Apply the formula:\[\cos(\frac{7\pi}{12}) = \cos(\frac{\pi}{3})\cos(\frac{\pi}{4}) - \sin(\frac{\pi}{3})\sin(\frac{\pi}{4})\]Substituting the known values results in: \( \frac{\sqrt{2}}{4} - \frac{\sqrt{6}}{4} \). This expression simplifies to provide the precise value of \( \cos(\frac{7\pi}{12}) \). Understanding how to break down these expressions helps in memorizing and applying trigonometric values for angles that aren’t immediately familiar.

The sine function, similar to cosine, is one of the primary trigonometric functions. It connects an angle to the y-coordinate of a point on the unit circle. Knowing how to manipulate angle-sum identities allows for sine values of specific angles to be effortlessly computed. In the context of \( \frac{7\pi}{12} \), you utilize:

• \( \sin(\frac{\pi}{3}) = \frac{\sqrt{3}}{2} \)
• \( \sin(\frac{\pi}{4}) = \frac{\sqrt{2}}{2} \)

This enables you to calculate:\[\sin(\frac{7\pi}{12}) = \sin(\frac{\pi}{3})\cos(\frac{\pi}{4}) + \cos(\frac{\pi}{3})\sin(\frac{\pi}{4})\]Substituting these into the equation gives: \( \frac{\sqrt{6}}{4} + \frac{\sqrt{2}}{4} \). This outcome gives the sine value for \( \frac{7\pi}{12} \). Focusing on these processes helps solidify understanding of how sine behaves in different segments of the unit circle.

Tangent, another essential trigonometric function, is the ratio of sine to cosine. Often, evaluating tangent directly is less feasible compared to breaking down this ratio using known sine and cosine values. For \( \tan(\frac{7\pi}{12}) \), leverage the previously calculated sine and cosine:

• \( \sin(\frac{7\pi}{12}) = \frac{\sqrt{6} + \sqrt{2}}{4} \)
• \( \cos(\frac{7\pi}{12}) = \frac{\sqrt{2} - \sqrt{6}}{4} \)

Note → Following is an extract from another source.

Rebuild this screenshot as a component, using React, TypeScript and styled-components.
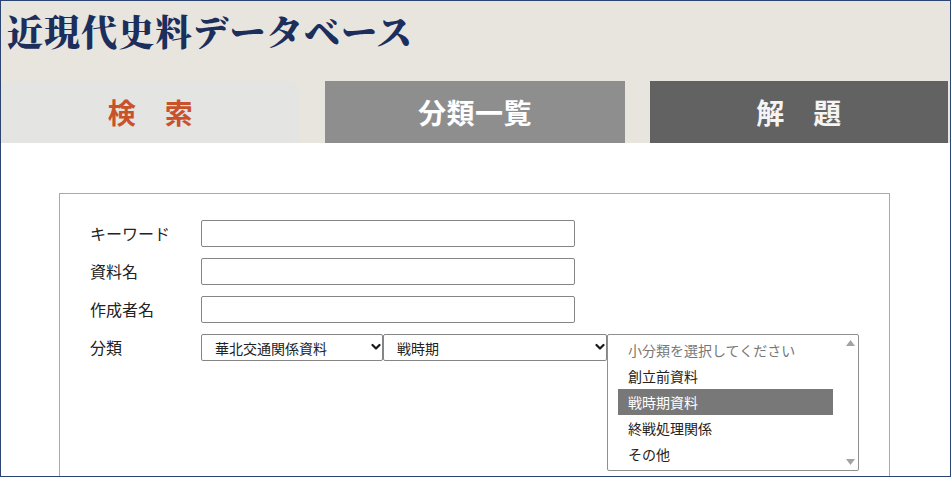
import React from "react";
import styled, { createGlobalStyle } from "styled-components";

const Global = createGlobalStyle`
  html, body {
    margin: 0;
    padding: 0;
    background: #ffffff;
  }
  body {
    font-family: "Noto Sans CJK JP", "Noto Sans", sans-serif;
    color: #222;
  }
`;

const Frame = styled.div`
  width: 951px;
  height: 477px;
  box-sizing: border-box;
  border: 1px solid #2c4473;
  overflow: hidden;
  background: #ffffff;
  display: flex;
  flex-direction: column;
`;

const Header = styled.header`
  background: #e8e5de;
  display: flex;
  flex-direction: column;
  flex-shrink: 0;
`;

const SiteTitle = styled.h1`
  margin: 0;
  height: 80px;
  box-sizing: border-box;
  padding: 12px 0 0 6px;
  font-family: "Noto Serif CJK JP", "Noto Sans CJK JP", serif;
  font-size: 36px;
  line-height: 36px;
  font-weight: 900;
  letter-spacing: 1.1px;
  color: #1b2e5c;
`;

const TabBar = styled.nav`
  display: flex;
  gap: 25px;
  height: 62px;
`;

const Tab = styled.div<{ $w: number; $bg: string; $fg: string; $round?: boolean }>`
  width: ${(p) => p.$w}px;
  flex-shrink: 0;
  display: flex;
  align-items: center;
  justify-content: center;
  background: ${(p) => p.$bg};
  color: ${(p) => p.$fg};
  border-radius: ${(p) => (p.$round ? "10px 12px 0 0" : "0")};
  font-size: 28px;
  font-weight: 700;
  line-height: 1;
  letter-spacing: 0.5px;
`;

const Panel = styled.section`
  flex-shrink: 0;
  margin: 50px 0 0 58px;
  width: 831px;
  min-height: 400px;
  box-sizing: border-box;
  border: 1px solid #a9a9a9;
  padding: 26px 0 0 30px;
  display: flex;
  flex-direction: column;
  gap: 11px;
`;

const FormRow = styled.div<{ $top?: boolean }>`
  display: flex;
  align-items: ${(p) => (p.$top ? "flex-start" : "center")};
`;

const Label = styled.label`
  width: 111px;
  flex-shrink: 0;
  font-size: 16px;
  line-height: 27px;
  color: #222;
`;

const TextInput = styled.input`
  width: 374px;
  height: 27px;
  box-sizing: border-box;
  margin: 0;
  border: 1px solid #858585;
  border-radius: 2px;
  padding: 0 4px;
  font-family: inherit;
  font-size: 14px;
  background: #fff;
`;

const SelectWrap = styled.div<{ $w: number }>`
  position: relative;
  width: ${(p) => p.$w}px;
  height: 27px;
  flex-shrink: 0;
`;

const Select = styled.select`
  appearance: none;
  -webkit-appearance: none;
  width: 100%;
  height: 100%;
  box-sizing: border-box;
  margin: 0;
  border: 1px solid #858585;
  border-radius: 2px;
  padding: 0 0 0 13px;
  font-family: inherit;
  font-size: 14px;
  color: #222;
  background: #fff;
`;

const Chevron = styled.svg`
  position: absolute;
  right: 2px;
  top: 9px;
  width: 10px;
  height: 8px;
  pointer-events: none;
`;

const ListBox = styled.div`
  width: 252px;
  height: 137px;
  box-sizing: border-box;
  border: 1px solid #8f8f8f;
  border-radius: 2px;
  background: #fff;
  display: flex;
  flex-shrink: 0;
`;

const ListItems = styled.ul`
  list-style: none;
  margin: 0;
  padding: 2px 10px 0 10px;
  width: 235px;
  box-sizing: border-box;
  flex-shrink: 0;
`;

const ListItem = styled.li<{ $selected?: boolean; $muted?: boolean }>`
  height: 26px;
  line-height: 26px;
  padding-left: 10px;
  font-size: 14px;
  white-space: nowrap;
  color: ${(p) => (p.$selected ? "#ffffff" : p.$muted ? "#777777" : "#222222")};
  background: ${(p) => (p.$selected ? "#787878" : "transparent")};
`;

const ScrollTrack = styled.div`
  width: 15px;
  display: flex;
  flex-direction: column;
  justify-content: space-between;
  align-items: center;
  padding: 5px 0 5px;
  box-sizing: border-box;
`;

const Arrow = styled.svg`
  width: 9px;
  height: 6px;
  display: block;
`;

const SelectBox = ({ width, value, options }: { width: number; value: string; options: string[] }) => (
  <SelectWrap $w={width}>
    <Select defaultValue={value}>
      {options.map((o) => (
        <option key={o}>{o}</option>
      ))}
    </Select>
    <Chevron viewBox="0 0 10 8">
      <path d="M1.5 2 L5 5.5 L8.5 2" fill="none" stroke="#1a1a1a" strokeWidth="2.2" strokeLinecap="round" strokeLinejoin="round" />
    </Chevron>
  </SelectWrap>
);

const subItems = ["創立前資料", "戦時期資料", "終戦処理関係", "その他"];

export default function App() {
  return (
    <>
      <Global />
      <Frame>
        <Header>
          <SiteTitle>近現代史料データベース</SiteTitle>
          <TabBar>
            <Tab $w={299} $bg="#e4e4e2" $fg="#c8532b" $round>
              検　索
            </Tab>
            <Tab $w={300} $bg="#8e8e8e" $fg="#ffffff">
              分類一覧
            </Tab>
            <Tab $w={298} $bg="#626262" $fg="#f4f4f4">
              解　題
            </Tab>
          </TabBar>
        </Header>
        <Panel>
          <FormRow>
            <Label>キーワード</Label>
            <TextInput type="text" />
          </FormRow>
          <FormRow>
            <Label>資料名</Label>
            <TextInput type="text" />
          </FormRow>
          <FormRow>
            <Label>作成者名</Label>
            <TextInput type="text" />
          </FormRow>
          <FormRow $top>
            <Label>分類</Label>
            <SelectBox width={182} value="華北交通関係資料" options={["華北交通関係資料"]} />
            <SelectBox width={224} value="戦時期" options={["戦時期"]} />
            <ListBox>
              <ListItems>
                <ListItem $muted>小分類を選択してください</ListItem>
                {subItems.map((s) => (
                  <ListItem key={s} $selected={s === "戦時期資料"}>
                    {s}
                  </ListItem>
                ))}
              </ListItems>
              <ScrollTrack>
                <Arrow viewBox="0 0 9 6">
                  <path d="M4.5 0 L9 6 L0 6 Z" fill="#a3a3a3" />
                </Arrow>
                <Arrow viewBox="0 0 9 6">
                  <path d="M0 0 L9 0 L4.5 6 Z" fill="#a3a3a3" />
                </Arrow>
              </ScrollTrack>
            </ListBox>
          </FormRow>
        </Panel>
      </Frame>
    </>
  );
}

Use the formula:\[\tan(\frac{7\pi}{12}) = \frac{\sin(\frac{7\pi}{12})}{\cos(\frac{7\pi}{12})}\]This simplifies to \( \frac{\sqrt{6} + \sqrt{2}}{\sqrt{2} - \sqrt{6}} \), which, though complicated, highlights the nature of tangent derived from angle sums. Appropriately handling these calculations ensures an accurate grasp of tangent's relationship to sine and cosine.

The reciprocal trigonometric functions—which include cosecant, secant, and cotangent—are inverses of sine, cosine, and tangent, respectively. They offer alternatives for solving various trigonometric problems, especially when dealing with specific values or angles. Given:

• \( \csc(a) = \frac{1}{\sin(a)} \)
• \( \sec(a) = \frac{1}{\cos(a)} \)
• \( \cot(a) = \frac{1}{\tan(a)} \)

For the angle \( \frac{7\pi}{12} \), apply these reciprocations:

• \( \csc(\frac{7\pi}{12}) = \frac{4}{\sqrt{6} + \sqrt{2}} \)
• \( \sec(\frac{7\pi}{12}) = \frac{4}{\sqrt{2} - \sqrt{6}} \)
• \( \cot(\frac{7\pi}{12}) = \frac{\sqrt{2} - \sqrt{6}}{\sqrt{6} + \sqrt{2}} \)

Understanding how these reciprocals interact with angle-sum identities further assists solving trigonometric equations efficiently. Mastering these relationships creates additional pathways to tackle more elaborate trigonometric scenarios.